__Set task__
Each line that holds the word "React" should be returned.

__Information provided__

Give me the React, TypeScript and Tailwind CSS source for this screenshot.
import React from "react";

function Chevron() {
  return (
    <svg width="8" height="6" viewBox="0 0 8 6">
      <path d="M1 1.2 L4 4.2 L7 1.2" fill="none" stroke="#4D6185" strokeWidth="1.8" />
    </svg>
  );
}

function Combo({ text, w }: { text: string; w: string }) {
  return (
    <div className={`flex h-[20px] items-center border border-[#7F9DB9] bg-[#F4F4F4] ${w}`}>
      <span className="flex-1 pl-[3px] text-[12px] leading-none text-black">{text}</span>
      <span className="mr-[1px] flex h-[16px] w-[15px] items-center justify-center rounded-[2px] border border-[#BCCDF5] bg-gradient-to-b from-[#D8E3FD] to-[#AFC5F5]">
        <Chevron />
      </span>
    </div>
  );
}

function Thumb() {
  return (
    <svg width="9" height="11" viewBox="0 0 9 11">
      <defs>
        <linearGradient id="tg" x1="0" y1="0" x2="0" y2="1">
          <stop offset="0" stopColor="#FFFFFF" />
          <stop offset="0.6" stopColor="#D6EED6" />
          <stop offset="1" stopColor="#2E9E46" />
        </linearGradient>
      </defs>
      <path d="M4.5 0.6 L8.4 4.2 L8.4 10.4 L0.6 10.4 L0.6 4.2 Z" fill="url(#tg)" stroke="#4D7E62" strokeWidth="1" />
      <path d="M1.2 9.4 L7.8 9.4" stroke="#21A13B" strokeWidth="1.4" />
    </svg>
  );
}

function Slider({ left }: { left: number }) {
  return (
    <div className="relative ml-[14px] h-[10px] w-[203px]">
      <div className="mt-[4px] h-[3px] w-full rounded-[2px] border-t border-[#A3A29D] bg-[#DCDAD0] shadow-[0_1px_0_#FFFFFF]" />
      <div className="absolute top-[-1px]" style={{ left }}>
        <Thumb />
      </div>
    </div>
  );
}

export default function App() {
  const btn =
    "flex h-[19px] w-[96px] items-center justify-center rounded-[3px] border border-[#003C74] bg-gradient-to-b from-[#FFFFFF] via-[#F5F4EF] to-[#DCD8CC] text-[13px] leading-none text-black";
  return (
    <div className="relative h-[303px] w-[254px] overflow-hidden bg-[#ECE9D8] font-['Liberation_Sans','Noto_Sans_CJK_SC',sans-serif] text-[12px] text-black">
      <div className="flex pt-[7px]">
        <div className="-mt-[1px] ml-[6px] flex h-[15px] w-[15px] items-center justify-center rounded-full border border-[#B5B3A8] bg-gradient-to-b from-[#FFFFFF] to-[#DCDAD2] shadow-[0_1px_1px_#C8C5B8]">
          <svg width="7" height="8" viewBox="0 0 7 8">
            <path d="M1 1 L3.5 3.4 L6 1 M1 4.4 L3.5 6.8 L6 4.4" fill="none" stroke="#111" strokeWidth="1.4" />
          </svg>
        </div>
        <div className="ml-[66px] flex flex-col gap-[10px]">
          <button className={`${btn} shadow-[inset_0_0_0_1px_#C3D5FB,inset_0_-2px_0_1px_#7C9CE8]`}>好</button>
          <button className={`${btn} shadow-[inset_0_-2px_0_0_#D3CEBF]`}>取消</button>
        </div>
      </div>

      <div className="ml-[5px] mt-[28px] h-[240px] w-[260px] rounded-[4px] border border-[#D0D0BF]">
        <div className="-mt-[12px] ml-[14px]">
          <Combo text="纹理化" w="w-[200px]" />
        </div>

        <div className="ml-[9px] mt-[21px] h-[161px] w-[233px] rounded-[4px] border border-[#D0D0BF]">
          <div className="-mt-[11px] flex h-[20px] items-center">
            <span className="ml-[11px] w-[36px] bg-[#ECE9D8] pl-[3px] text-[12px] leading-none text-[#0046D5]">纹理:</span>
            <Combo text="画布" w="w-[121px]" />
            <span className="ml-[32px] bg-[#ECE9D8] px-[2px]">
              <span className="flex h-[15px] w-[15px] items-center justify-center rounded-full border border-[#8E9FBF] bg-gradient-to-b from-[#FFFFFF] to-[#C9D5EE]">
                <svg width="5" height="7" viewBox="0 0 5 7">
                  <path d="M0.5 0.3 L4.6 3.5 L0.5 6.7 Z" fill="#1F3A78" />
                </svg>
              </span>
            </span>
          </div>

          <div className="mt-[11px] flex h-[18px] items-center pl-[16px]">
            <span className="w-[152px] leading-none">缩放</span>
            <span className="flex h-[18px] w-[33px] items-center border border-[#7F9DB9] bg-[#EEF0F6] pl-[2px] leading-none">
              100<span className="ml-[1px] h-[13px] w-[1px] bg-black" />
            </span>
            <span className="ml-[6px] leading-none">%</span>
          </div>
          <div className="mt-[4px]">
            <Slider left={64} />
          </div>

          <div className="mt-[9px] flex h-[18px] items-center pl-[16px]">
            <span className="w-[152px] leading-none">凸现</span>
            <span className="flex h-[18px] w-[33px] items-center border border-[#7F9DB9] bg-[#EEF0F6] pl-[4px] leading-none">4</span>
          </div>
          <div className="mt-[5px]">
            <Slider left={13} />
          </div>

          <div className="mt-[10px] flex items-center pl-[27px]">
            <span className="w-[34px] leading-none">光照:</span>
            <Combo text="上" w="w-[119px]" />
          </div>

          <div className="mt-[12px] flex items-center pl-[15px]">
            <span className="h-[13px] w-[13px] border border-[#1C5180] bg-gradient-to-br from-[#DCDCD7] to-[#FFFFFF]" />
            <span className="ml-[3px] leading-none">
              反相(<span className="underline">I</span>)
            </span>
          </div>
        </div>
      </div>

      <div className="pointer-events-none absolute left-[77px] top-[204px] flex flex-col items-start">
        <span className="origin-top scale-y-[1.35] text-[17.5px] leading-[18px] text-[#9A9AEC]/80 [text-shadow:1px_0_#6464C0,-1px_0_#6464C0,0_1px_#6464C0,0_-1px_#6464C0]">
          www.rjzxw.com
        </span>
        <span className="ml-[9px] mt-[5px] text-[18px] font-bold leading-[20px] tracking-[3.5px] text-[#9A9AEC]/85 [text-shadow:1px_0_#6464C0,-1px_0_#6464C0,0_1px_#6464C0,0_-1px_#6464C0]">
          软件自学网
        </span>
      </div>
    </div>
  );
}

__Response__
Give me the React, TypeScript and Tailwind CSS source for this screenshot.
import React from "react";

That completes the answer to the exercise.